* [Instructions to follow]: Give the data below again exactly as it stands. Omit the pictures.

* [Provided data]:
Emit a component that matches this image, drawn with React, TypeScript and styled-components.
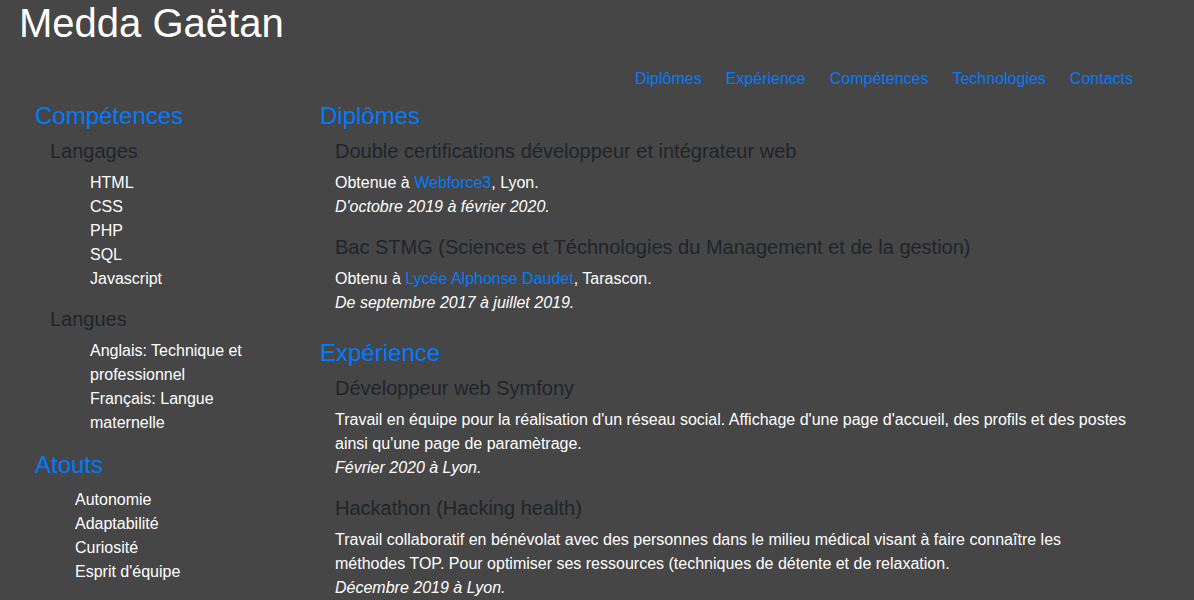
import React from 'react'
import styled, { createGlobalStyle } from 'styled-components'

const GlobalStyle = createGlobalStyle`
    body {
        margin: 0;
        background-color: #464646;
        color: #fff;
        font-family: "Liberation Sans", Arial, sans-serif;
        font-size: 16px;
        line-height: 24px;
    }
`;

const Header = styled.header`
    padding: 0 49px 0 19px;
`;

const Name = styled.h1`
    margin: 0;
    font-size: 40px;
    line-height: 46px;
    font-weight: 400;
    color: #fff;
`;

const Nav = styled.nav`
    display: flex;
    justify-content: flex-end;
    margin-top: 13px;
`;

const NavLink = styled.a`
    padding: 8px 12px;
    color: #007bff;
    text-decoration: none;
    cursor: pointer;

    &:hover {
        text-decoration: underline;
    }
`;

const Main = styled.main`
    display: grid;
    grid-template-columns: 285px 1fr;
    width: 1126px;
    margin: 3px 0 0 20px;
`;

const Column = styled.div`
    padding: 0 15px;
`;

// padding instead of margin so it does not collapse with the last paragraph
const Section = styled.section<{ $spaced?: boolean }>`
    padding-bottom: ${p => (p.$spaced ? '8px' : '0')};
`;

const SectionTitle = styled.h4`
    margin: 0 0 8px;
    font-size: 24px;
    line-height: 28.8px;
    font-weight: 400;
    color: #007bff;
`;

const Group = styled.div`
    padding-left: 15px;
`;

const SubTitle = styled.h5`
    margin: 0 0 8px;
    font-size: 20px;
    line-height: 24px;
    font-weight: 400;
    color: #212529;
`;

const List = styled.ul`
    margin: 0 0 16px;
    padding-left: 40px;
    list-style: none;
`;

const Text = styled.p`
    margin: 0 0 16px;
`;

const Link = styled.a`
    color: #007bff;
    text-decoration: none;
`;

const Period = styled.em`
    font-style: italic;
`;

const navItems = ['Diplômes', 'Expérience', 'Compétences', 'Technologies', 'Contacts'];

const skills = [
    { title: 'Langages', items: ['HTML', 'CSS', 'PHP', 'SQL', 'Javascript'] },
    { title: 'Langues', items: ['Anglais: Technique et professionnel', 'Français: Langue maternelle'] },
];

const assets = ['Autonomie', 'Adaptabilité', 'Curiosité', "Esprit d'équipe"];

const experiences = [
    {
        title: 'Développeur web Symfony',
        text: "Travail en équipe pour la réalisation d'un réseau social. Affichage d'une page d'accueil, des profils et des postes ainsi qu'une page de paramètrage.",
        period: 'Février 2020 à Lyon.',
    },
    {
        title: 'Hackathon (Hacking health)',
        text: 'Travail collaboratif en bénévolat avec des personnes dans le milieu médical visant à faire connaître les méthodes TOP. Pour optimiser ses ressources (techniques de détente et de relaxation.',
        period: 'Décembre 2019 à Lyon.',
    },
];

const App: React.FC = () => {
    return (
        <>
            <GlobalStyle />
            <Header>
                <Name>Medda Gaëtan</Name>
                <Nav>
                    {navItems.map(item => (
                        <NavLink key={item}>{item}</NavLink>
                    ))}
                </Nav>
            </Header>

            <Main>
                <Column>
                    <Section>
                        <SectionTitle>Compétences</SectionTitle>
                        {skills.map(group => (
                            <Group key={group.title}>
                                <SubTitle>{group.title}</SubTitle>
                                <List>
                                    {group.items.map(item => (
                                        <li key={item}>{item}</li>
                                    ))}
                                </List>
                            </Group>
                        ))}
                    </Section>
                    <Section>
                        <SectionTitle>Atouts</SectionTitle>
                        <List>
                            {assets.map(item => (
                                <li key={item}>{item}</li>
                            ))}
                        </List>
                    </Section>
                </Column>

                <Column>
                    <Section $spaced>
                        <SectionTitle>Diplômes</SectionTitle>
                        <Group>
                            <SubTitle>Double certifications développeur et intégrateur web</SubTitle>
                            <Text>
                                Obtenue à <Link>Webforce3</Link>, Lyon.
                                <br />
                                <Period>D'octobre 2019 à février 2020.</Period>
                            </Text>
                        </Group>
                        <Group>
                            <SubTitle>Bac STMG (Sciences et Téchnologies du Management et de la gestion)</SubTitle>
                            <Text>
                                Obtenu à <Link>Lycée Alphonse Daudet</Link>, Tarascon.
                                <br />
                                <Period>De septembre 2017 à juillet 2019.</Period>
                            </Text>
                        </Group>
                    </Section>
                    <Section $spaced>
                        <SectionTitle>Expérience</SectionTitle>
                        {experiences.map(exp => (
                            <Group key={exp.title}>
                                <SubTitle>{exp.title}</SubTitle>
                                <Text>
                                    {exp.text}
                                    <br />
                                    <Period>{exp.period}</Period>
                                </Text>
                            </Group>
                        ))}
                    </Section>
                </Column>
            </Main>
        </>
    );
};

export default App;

* [Exercise output]:
Emit a component that matches this image, drawn with React, TypeScript and styled-components.
import React from 'react'
import styled, { createGlobalStyle } from 'styled-components'

const GlobalStyle = createGlobalStyle`
    body {
        margin: 0;
        background-color: #464646;
        color: #fff;
        font-family: "Liberation Sans", Arial, sans-serif;
        font-size: 16px;
        line-height: 24px;
    }
`;

const Header = styled.header`
    padding: 0 49px 0 19px;
`;

const Name = styled.h1`
    margin: 0;
    font-size: 40px;
    line-height: 46px;
    font-weight: 400;
    color: #fff;
`;

const Nav = styled.nav`
    display: flex;
    justify-content: flex-end;
    margin-top: 13px;
`;

const NavLink = styled.a`
    padding: 8px 12px;
    color: #007bff;
    text-decoration: none;
    cursor: pointer;

    &:hover {
        text-decoration: underline;
    }
`;

const Main = styled.main`
    display: grid;
    grid-template-columns: 285px 1fr;
    width: 1126px;
    margin: 3px 0 0 20px;
`;

const Column = styled.div`
    padding: 0 15px;
`;

// padding instead of margin so it does not collapse with the last paragraph
const Section = styled.section<{ $spaced?: boolean }>`
    padding-bottom: ${p => (p.$spaced ? '8px' : '0')};
`;

const SectionTitle = styled.h4`
    margin: 0 0 8px;
    font-size: 24px;
    line-height: 28.8px;
    font-weight: 400;
    color: #007bff;
`;

const Group = styled.div`
    padding-left: 15px;
`;

const SubTitle = styled.h5`
    margin: 0 0 8px;
    font-size: 20px;
    line-height: 24px;
    font-weight: 400;
    color: #212529;
`;

const List = styled.ul`
    margin: 0 0 16px;
    padding-left: 40px;
    list-style: none;
`;

const Text = styled.p`
    margin: 0 0 16px;
`;

const Link = styled.a`
    color: #007bff;
    text-decoration: none;
`;

const Period = styled.em`
    font-style: italic;
`;

const navItems = ['Diplômes', 'Expérience', 'Compétences', 'Technologies', 'Contacts'];

const skills = [
    { title: 'Langages', items: ['HTML', 'CSS', 'PHP', 'SQL', 'Javascript'] },
    { title: 'Langues', items: ['Anglais: Technique et professionnel', 'Français: Langue maternelle'] },
];

const assets = ['Autonomie', 'Adaptabilité', 'Curiosité', "Esprit d'équipe"];

const experiences = [
    {
        title: 'Développeur web Symfony',
        text: "Travail en équipe pour la réalisation d'un réseau social. Affichage d'une page d'accueil, des profils et des postes ainsi qu'une page de paramètrage.",
        period: 'Février 2020 à Lyon.',
    },
    {
        title: 'Hackathon (Hacking health)',
        text: 'Travail collaboratif en bénévolat avec des personnes dans le milieu médical visant à faire connaître les méthodes TOP. Pour optimiser ses ressources (techniques de détente et de relaxation.',
        period: 'Décembre 2019 à Lyon.',
    },
];

const App: React.FC = () => {
    return (
        <>
            <GlobalStyle />
            <Header>
                <Name>Medda Gaëtan</Name>
                <Nav>
                    {navItems.map(item => (
                        <NavLink key={item}>{item}</NavLink>
                    ))}
                </Nav>
            </Header>

            <Main>
                <Column>
                    <Section>
                        <SectionTitle>Compétences</SectionTitle>
                        {skills.map(group => (
                            <Group key={group.title}>
                                <SubTitle>{group.title}</SubTitle>
                                <List>
                                    {group.items.map(item => (
                                        <li key={item}>{item}</li>
                                    ))}
                                </List>
                            </Group>
                        ))}
                    </Section>
                    <Section>
                        <SectionTitle>Atouts</SectionTitle>
                        <List>
                            {assets.map(item => (
                                <li key={item}>{item}</li>
                            ))}
                        </List>
                    </Section>
                </Column>

                <Column>
                    <Section $spaced>
                        <SectionTitle>Diplômes</SectionTitle>
                        <Group>
                            <SubTitle>Double certifications développeur et intégrateur web</SubTitle>
                            <Text>
                                Obtenue à <Link>Webforce3</Link>, Lyon.
                                <br />
                                <Period>D'octobre 2019 à février 2020.</Period>
                            </Text>
                        </Group>
                        <Group>
                            <SubTitle>Bac STMG (Sciences et Téchnologies du Management et de la gestion)</SubTitle>
                            <Text>
                                Obtenu à <Link>Lycée Alphonse Daudet</Link>, Tarascon.
                                <br />
                                <Period>De septembre 2017 à juillet 2019.</Period>
                            </Text>
                        </Group>
                    </Section>
                    <Section $spaced>
                        <SectionTitle>Expérience</SectionTitle>
                        {experiences.map(exp => (
                            <Group key={exp.title}>
                                <SubTitle>{exp.title}</SubTitle>
                                <Text>
                                    {exp.text}
                                    <br />
                                    <Period>{exp.period}</Period>
                                </Text>
                            </Group>
                        ))}
                    </Section>
                </Column>
            </Main>
        </>
    );
};

export default App;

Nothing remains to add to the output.